- **Written problem**:
Wherever a line holds the string "using", copy that line.

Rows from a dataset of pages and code
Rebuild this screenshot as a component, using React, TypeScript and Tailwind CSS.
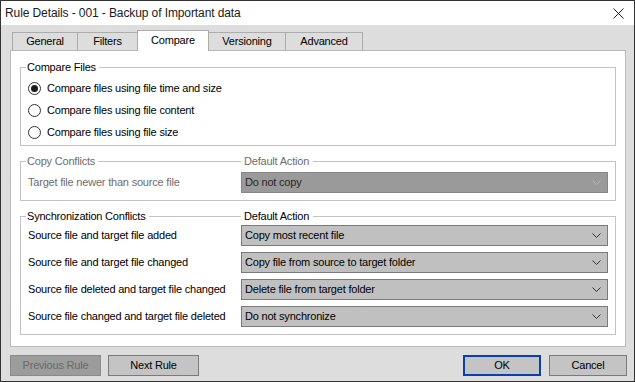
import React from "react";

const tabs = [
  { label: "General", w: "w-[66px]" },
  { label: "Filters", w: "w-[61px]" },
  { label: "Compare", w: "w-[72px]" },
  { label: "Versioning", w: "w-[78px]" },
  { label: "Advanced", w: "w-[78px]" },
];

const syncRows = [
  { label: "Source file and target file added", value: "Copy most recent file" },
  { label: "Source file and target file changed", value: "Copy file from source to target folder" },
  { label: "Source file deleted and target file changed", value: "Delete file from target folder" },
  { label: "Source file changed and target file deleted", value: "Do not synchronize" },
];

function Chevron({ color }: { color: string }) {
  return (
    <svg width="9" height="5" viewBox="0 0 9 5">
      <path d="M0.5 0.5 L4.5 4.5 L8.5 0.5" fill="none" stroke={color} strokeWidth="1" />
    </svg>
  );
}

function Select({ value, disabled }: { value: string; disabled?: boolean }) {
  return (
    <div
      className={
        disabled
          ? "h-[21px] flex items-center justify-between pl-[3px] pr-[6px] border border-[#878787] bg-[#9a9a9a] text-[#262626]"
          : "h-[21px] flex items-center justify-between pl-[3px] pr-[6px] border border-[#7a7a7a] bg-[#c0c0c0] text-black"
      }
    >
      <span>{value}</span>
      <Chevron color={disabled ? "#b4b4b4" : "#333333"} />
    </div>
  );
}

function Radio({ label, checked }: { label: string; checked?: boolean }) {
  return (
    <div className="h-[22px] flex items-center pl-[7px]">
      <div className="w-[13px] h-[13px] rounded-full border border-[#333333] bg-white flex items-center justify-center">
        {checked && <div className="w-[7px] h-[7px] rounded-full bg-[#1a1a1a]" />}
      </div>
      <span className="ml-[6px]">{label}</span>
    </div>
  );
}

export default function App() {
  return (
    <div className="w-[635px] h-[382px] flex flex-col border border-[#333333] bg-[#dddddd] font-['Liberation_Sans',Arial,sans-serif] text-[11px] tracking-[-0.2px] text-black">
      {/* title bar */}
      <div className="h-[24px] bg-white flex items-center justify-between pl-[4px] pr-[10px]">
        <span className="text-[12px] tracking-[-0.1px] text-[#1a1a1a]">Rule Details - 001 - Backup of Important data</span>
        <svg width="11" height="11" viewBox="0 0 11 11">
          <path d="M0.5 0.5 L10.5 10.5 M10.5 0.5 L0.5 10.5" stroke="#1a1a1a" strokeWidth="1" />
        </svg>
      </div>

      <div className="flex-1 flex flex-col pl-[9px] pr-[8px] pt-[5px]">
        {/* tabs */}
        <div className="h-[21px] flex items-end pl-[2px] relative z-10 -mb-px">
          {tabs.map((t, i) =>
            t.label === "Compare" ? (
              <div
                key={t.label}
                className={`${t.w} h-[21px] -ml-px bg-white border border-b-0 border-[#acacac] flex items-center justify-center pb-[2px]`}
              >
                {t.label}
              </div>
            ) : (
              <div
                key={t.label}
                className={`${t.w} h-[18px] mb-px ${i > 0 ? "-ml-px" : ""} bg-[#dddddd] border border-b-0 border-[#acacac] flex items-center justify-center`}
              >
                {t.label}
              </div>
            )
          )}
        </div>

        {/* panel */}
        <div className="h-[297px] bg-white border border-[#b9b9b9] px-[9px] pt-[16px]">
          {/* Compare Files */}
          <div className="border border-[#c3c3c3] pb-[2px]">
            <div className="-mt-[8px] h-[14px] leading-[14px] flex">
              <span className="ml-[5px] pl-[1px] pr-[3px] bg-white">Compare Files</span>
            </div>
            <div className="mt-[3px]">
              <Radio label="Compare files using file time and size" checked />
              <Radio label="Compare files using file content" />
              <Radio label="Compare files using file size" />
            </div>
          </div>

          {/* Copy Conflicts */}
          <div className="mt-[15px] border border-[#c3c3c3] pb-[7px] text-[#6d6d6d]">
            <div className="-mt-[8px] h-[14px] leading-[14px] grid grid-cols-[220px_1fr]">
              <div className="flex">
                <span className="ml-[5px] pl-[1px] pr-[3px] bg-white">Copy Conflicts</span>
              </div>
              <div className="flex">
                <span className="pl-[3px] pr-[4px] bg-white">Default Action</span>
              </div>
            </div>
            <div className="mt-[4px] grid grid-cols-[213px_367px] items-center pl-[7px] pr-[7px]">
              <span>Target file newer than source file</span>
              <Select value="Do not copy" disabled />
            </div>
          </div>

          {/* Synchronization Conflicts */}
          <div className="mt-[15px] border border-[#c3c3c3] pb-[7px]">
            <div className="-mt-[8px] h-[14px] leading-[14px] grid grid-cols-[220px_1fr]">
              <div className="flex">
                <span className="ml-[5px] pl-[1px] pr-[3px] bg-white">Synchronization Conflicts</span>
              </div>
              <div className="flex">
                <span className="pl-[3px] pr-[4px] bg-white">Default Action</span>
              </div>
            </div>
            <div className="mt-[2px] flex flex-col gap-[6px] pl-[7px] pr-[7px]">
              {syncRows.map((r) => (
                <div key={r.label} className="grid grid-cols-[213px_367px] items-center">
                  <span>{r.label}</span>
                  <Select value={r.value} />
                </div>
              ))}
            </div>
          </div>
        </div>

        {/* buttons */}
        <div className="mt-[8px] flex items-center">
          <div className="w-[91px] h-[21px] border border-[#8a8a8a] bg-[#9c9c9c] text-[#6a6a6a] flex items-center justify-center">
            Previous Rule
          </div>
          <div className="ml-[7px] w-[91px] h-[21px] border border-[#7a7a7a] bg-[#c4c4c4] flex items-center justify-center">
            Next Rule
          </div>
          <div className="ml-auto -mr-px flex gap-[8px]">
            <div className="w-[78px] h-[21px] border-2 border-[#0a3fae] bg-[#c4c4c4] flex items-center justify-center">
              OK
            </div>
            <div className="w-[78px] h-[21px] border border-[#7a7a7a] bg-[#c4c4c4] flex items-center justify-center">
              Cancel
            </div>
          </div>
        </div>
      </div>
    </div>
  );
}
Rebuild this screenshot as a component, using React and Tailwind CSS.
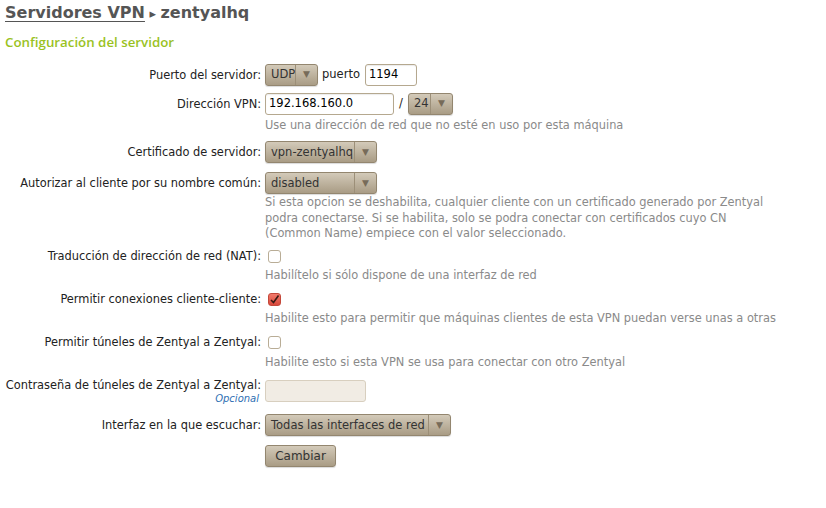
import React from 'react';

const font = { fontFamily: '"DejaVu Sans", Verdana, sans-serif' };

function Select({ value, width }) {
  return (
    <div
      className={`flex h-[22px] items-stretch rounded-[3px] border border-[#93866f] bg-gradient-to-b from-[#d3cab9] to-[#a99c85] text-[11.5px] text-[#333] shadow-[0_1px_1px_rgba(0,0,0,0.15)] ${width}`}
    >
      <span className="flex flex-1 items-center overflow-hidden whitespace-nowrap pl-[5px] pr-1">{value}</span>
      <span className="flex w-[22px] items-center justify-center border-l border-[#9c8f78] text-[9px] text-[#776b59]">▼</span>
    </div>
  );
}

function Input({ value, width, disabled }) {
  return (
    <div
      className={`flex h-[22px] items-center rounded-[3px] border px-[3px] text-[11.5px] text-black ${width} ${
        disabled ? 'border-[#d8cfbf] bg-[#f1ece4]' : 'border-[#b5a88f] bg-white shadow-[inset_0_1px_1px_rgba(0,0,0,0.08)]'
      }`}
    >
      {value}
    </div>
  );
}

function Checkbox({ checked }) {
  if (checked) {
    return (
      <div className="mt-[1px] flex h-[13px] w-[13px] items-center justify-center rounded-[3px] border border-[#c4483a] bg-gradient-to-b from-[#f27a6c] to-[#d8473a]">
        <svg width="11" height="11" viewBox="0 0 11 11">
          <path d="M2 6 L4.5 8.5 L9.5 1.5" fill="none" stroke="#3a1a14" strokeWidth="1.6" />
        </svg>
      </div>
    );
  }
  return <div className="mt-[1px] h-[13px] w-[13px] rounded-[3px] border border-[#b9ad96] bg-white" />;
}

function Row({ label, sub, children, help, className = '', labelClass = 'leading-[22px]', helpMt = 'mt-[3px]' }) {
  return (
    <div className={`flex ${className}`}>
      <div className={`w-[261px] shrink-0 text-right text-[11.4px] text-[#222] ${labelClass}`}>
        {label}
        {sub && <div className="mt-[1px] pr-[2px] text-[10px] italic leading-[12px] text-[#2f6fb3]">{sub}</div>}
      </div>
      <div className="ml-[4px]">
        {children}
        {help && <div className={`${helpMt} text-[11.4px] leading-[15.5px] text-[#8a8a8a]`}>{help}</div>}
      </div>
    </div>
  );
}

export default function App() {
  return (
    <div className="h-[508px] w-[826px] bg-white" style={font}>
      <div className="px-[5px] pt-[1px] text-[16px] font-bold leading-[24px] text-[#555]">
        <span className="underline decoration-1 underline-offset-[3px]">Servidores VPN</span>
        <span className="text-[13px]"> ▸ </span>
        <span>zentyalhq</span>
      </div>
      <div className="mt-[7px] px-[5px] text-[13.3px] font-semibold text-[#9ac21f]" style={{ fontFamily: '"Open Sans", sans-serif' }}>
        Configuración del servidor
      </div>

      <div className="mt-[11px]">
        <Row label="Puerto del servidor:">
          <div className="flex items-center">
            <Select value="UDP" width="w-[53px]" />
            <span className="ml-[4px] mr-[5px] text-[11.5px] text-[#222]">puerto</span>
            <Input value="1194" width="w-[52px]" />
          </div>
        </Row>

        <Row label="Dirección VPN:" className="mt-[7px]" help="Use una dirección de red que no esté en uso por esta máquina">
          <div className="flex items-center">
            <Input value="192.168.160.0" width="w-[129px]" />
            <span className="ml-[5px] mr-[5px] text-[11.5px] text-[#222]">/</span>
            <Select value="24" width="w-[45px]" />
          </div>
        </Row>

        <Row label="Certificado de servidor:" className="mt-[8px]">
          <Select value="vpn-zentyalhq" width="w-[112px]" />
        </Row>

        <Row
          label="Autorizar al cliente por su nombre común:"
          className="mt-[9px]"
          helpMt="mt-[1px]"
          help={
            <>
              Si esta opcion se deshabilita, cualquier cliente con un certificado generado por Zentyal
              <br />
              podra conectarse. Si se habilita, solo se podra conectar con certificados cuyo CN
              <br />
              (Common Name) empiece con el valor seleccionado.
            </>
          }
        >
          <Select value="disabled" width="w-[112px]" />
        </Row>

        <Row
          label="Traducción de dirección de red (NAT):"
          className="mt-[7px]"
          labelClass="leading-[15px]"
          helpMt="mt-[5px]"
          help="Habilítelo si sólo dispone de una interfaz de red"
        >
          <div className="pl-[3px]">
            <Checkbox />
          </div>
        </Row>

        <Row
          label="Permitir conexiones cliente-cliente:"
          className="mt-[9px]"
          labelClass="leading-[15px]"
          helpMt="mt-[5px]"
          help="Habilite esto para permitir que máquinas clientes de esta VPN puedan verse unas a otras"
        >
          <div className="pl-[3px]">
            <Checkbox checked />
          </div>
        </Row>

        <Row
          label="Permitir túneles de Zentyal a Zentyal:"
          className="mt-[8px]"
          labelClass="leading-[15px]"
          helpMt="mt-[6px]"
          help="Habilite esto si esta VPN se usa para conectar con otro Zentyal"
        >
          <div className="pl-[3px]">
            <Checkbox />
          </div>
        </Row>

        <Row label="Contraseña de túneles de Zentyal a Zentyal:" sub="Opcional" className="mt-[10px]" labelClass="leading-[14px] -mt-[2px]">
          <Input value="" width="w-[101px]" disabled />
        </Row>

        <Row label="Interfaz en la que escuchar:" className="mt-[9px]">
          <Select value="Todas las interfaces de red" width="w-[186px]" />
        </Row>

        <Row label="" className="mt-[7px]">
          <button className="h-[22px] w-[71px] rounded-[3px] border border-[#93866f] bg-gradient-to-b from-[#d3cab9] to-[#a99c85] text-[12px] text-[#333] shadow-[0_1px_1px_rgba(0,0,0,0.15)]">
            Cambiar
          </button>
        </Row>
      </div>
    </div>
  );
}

- **Result for this task**:
Rebuild this screenshot as a component, using React, TypeScript and Tailwind CSS.
              <Radio label="Compare files using file time and size" checked />
              <Radio label="Compare files using file content" />
              <Radio label="Compare files using file size" />
Rebuild this screenshot as a component, using React and Tailwind CSS.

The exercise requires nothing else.